As he turned up his front walk, he caught the kids from Broad Street crashing again through his property, this time roaring away so fast he could hear a faint shudder from the backyard trees. “Sonsabitches!” he hollered, shaking his fist like the mean old man in the movies. He stampeded into the backyard, where Marie’s two apple trees, brittle and untrained, sprouted from the earth in such rootlike twists that they seemed to have been planted upside down. He scanned the weedy lawn, dotted with exhausted clumps of Marie’s wildflowers and the first of the fallen leaves, and saw blowdown everywhere, spindly parts of branches scattered like bodies on a battlefield. Planted when their son was born, the trees had never yielded a single decent apple, and now they were being systematically mutilated by a pack of ill-bred boys. He picked up a branch and a few sticks, and by the time he reached his kitchen he was weeping, pounding his fist on the table, cursing a God who would let a woman like Marie, a big-boned girl who was sweetness itself, wither beneath the death-white sheets of Western Maine General, thirty-eight miles from home.

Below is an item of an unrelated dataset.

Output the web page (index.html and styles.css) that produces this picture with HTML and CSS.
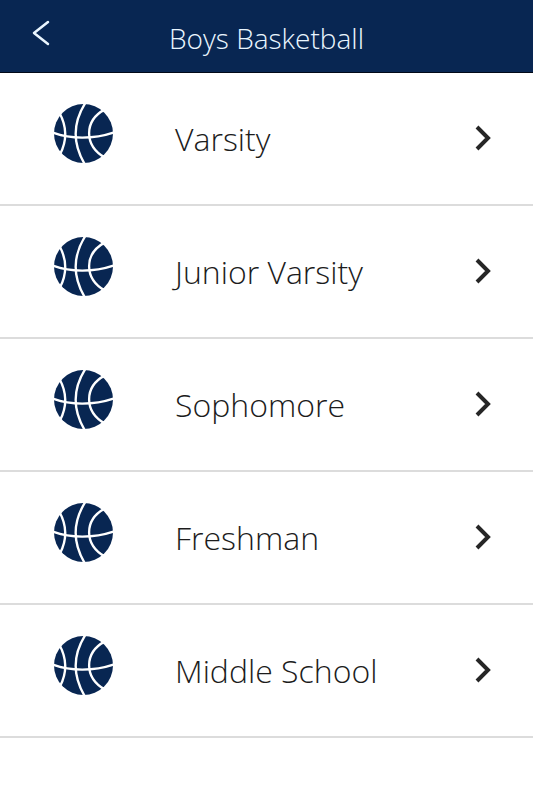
FILE: index.html
```html
<!DOCTYPE html>
<html lang="en">
<head>
<meta charset="utf-8">
<meta name="viewport" content="width=device-width, initial-scale=1">
<title>Boys Basketball</title>
<link rel="stylesheet" href="styles.css">
</head>
<body>
<svg width="0" height="0" class="sprite" aria-hidden="true">
  <symbol id="ball" viewBox="32 34 176 176">
    <circle cx="120" cy="122" r="88" fill="#082652"/>
    <g fill="none" stroke="#fff" stroke-width="7">
      <path d="M48 60Q82 122 50 184"/>
      <path d="M126 30C89 88 87 152 124 214"/>
      <path d="M184 50C121 84 121 158 184 194"/>
      <path d="M30 120C80 139 152 139 210 119"/>
    </g>
  </symbol>
  <symbol id="chevron" viewBox="0 0 16 26">
    <path d="M2 2l11 11L2 24" fill="none" stroke="#262626" stroke-width="4"/>
  </symbol>
</svg>
<header class="bar">
  <button class="back" type="button" aria-label="Back">
    <svg viewBox="0 0 18 26" width="18" height="26" aria-hidden="true"><path d="M16 2L2 13L16 24" fill="none" stroke="#eaf6ff" stroke-width="2.500" stroke-linecap="round" stroke-linejoin="round"/></svg>
  </button>
  <h1 class="title">Boys Basketball</h1>
</header>
<main>
  <ul class="teams">
    <li><a class="team" href="#varsity"><svg class="ball" aria-hidden="true"><use href="#ball"/></svg><span class="name">Varsity</span><svg class="chevron" aria-hidden="true"><use href="#chevron"/></svg></a></li>
    <li><a class="team" href="#junior-varsity"><svg class="ball" aria-hidden="true"><use href="#ball"/></svg><span class="name">Junior Varsity</span><svg class="chevron" aria-hidden="true"><use href="#chevron"/></svg></a></li>
    <li><a class="team" href="#sophomore"><svg class="ball" aria-hidden="true"><use href="#ball"/></svg><span class="name">Sophomore</span><svg class="chevron" aria-hidden="true"><use href="#chevron"/></svg></a></li>
    <li><a class="team" href="#freshman"><svg class="ball" aria-hidden="true"><use href="#ball"/></svg><span class="name">Freshman</span><svg class="chevron" aria-hidden="true"><use href="#chevron"/></svg></a></li>
    <li><a class="team" href="#middle-school"><svg class="ball" aria-hidden="true"><use href="#ball"/></svg><span class="name">Middle School</span><svg class="chevron" aria-hidden="true"><use href="#chevron"/></svg></a></li>
  </ul>
</main>
</body>
</html>
```
FILE: styles.css
```css
* {
  box-sizing: border-box;
}

body {
  margin: 0;
  background: #fff;
  color: #1c1c1c;
  font-family: "Segoe UI", "Open Sans", "Noto Sans", sans-serif;
  font-weight: 300;
}

.sprite {
  display: block;
}

.bar {
  display: grid;
  grid-template-columns: 60px 1fr 60px;
  padding-top: 16px;
  height: 73px;
  background: #082652;
  border-bottom: 1px solid #020a18;
}

.back {
  display: flex;
  align-items: flex-start;
  justify-content: flex-end;
  padding: 4px 10px 0 0;
  border: 0;
  background: none;
}

.title {
  margin: 0;
  color: #eaf6ff;
  font-size: 28px;
  font-weight: 300;
  line-height: 44px;
  text-align: center;
}

.teams {
  margin: 0;
  padding: 0;
  list-style: none;
}

.team {
  display: grid;
  grid-template-columns: 59px 1fr 16px;
  column-gap: 62px;
  align-items: start;
  padding: 31px 42px 0 54px;
  height: 133px;
  border-bottom: 2px solid #dcdcdc;
  color: inherit;
  text-decoration: none;
}

.ball {
  width: 59px;
  height: 59px;
}

.name {
  padding-top: 11px;
  font-size: 32px;
  line-height: 48px;
  white-space: nowrap;
}

.chevron {
  width: 16px;
  height: 26px;
  margin-top: 21px;
}
```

He sat in the kitchen deep into evening. The dog curled up on Marie’s chair and snored. Ernie remembered Marie’s laughter
from the afternoon and tried to harness it, hear it anew, make it last. The sticks lay sprawled and messy on the table in front of him, their leaves stalled halfway between greenery and dust. All of a sudden—and, oh, it was sweet!—Ernie had an artistic inspiration. He stood up with the shock of it, for he was not an artistic man. The sticks, put together at just the right angle, resembled the hull of a boat. He turned them one way, then another, admiring his idea, wishing Marie were here to witness it.

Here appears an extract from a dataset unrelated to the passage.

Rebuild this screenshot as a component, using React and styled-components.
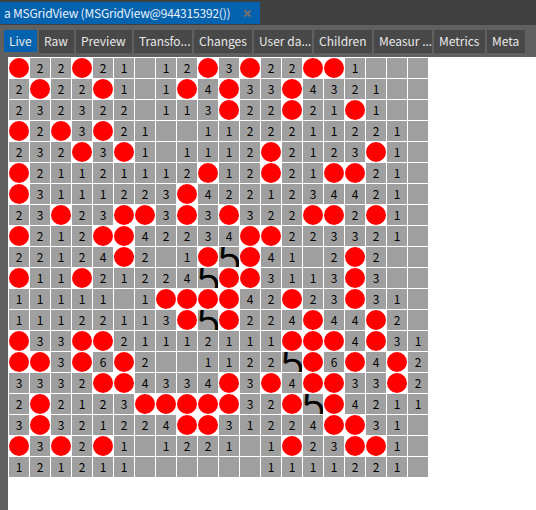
import React from "react";
import styled, { createGlobalStyle } from "styled-components";

const GlobalStyle = createGlobalStyle`
  * { box-sizing: border-box; }
  body { margin: 0; background: #606060; overflow: hidden; }
`;

const Inspector = styled.div`
  width: 536px;
  height: 510px;
  display: flex;
  flex-direction: column;
  background: #606060;
  overflow: hidden;
  font-family: "Noto Sans CJK SC", "Noto Sans", sans-serif;
  font-size: 12px;
`;

const TitleBar = styled.header`
  flex: none;
  height: 25px;
  padding-top: 2px;
  background: #404040;
`;

const PageTab = styled.div`
  width: 260px;
  height: 22px;
  padding: 0 8px 0 4px;
  display: flex;
  align-items: center;
  justify-content: space-between;
  background: #0562af;
  color: #e8f0f8;
  line-height: 22px;
  white-space: nowrap;
`;

const PageTitle = styled.span`
  letter-spacing: -0.2px;
`;

const CloseIcon = styled.svg`
  width: 9px;
  height: 9px;
  display: block;
`;

const TabStrip = styled.nav`
  flex: none;
  height: 32px;
  padding: 5px 0 0 4px;
  display: flex;
  gap: 2px;
`;

const Tab = styled.div`
  flex: none;
  width: ${(p) => p.$width}px;
  height: ${(p) => (p.$active ? 22 : 23)}px;
  padding-left: 5px;
  background: ${(p) => (p.$active ? "#0562af" : "#484848")};
  border-bottom: ${(p) => (p.$active ? "none" : "1px solid #444444")};
  color: #e8e8e8;
  line-height: 22px;
  white-space: nowrap;
`;

const Canvas = styled.main`
  flex: 1;
  margin-left: 8px;
  padding: 1px;
  background: #ffffff;
`;

const Grid = styled.div`
  display: grid;
  grid-template-columns: repeat(20, 20px);
  grid-auto-rows: 20px;
  gap: 1px;
`;

const Cell = styled.div`
  overflow: hidden;
  background: #9f9f9f;
  color: #000000;
  line-height: 20px;
  text-align: center;
`;

const Mine = styled.div`
  border-radius: 50%;
  background: #ff0000;
`;

const OversizedDigit = styled.span`
  display: block;
  width: 20px;
  height: 20px;
  margin-top: -2px;
  font-size: 46px;
  font-weight: 300;
  -webkit-text-stroke: 0.7px #000000;
  line-height: 20px;
  text-align: left;
  text-indent: -2px;
`;

const TABS = [
  { label: "Live", width: 33, active: true },
  { label: "Raw", width: 35 },
  { label: "Preview", width: 56 },
  { label: "Transfo...", width: 58 },
  { label: "Changes", width: 58 },
  { label: "User da...", width: 58 },
  { label: "Children", width: 58 },
  { label: "Measur ...", width: 58 },
  { label: "Metrics", width: 51 },
  { label: "Meta", width: 38 },
];

const ROWS = [
  "*22*21.12*3*22**1...",
  "2*22*1.1*4*33*4321..",
  "232322.113*22*21*1..",
  "*2*3*21..1122211221.",
  "232*3*1.1112*2123*1.",
  "*21121112*12*21**21.",
  "*3111223*4221234421.",
  "23*23**3*3*322**2*1.",
  "*212**42234**223321.",
  "22124*2.1*5*41.2*2..",
  "*11*212245**3113*3..",
  "11111.1****42*23*31.",
  "11122113*5*224*44*2.",
  "*33**21112111***4*31",
  "**3*6*2..11225*6*4*2",
  "3332**4334*3*4**33*2",
  "2*2123*****32*5*4211",
  "3*321224**31224**31.",
  "*3*2*1.1221.1*23**1.",
  "121211......1111221.",
];

function GridCell({ value }) {
  if (value === "*") return <Mine />;
  if (value === "5") {
    return (
      <Cell>
        <OversizedDigit>5</OversizedDigit>
      </Cell>
    );
  }
  return <Cell>{value === "." ? "" : value}</Cell>;
}

export default function App() {
  return (
    <>
      <GlobalStyle />
      <Inspector>
        <TitleBar>
          <PageTab>
            <PageTitle>a MSGridView (MSGridView@944315392())</PageTitle>
            <CloseIcon viewBox="0 0 9 9">
              <path d="M1.5 1.5 7.5 7.5M7.5 1.5 1.5 7.5" stroke="#77736f" strokeWidth="1.8" />
            </CloseIcon>
          </PageTab>
        </TitleBar>
        <TabStrip>
          {TABS.map((t) => (
            <Tab key={t.label} $width={t.width} $active={t.active}>
              {t.label}
            </Tab>
          ))}
        </TabStrip>
        <Canvas>
          <Grid>
            {ROWS.flatMap((row, y) =>
              [...row].map((value, x) => <GridCell key={`${x}-${y}`} value={value} />)
            )}
          </Grid>
        </Canvas>
      </Inspector>
    </>
  );
}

Snapping on the floodlights, he jaunted into the backyard to collect the remaining sticks, hauling them into the house a bouquet at a time. He took the clipping down from the fridge and studied the photograph, trying to get a sense of scale and size. Gathering the sticks, he descended the stairs to the cellar, where he spent most of the night twining sticks and branches with electrical wire. The dog sat at attention, its wet eyes fixed on Ernie’s work. By morning the installation was finished. It was the most beautiful thing Ernie had ever seen.
The college was only four blocks from the hospital, but Ernie had trouble navigating the maze of one-way roads on campus, and found the art department only by following the directions of a frightening girl whose tender lips had been pierced with small gold rings. By the time he entered the lavender art office, he was sweating, hugging his beautiful boat to his chest.
“Excuse me?” said a young man at the desk. This one had a hoop through each eyebrow.
“My installation,” Ernie said, placing it on the desk. “For the competition.” He presented the newspaper clipping like an admission ticket.
“Uh, I don’t think so.”
“Am I early?” Ernie asked, feeling foolish. The deadline was six weeks away; he hadn’t the foggiest idea how these things were supposed to go.
“This isn’t an installation,” the boy said, flickering his gaze over the boat. “It’s—well, I don’t know what it is, but it’s not an installation.”
“It’s a boat,” Ernie said. “A boat filled with leaves.”
“Are you in Elderhostel?” the boy asked. “They’re upstairs, fifth floor.”
“I want to enter the contest,” Ernie said. And by God, he did; he had never won so much as a cake raffle in his life, and didn’t like one bit the pileup of things he appeared to be losing.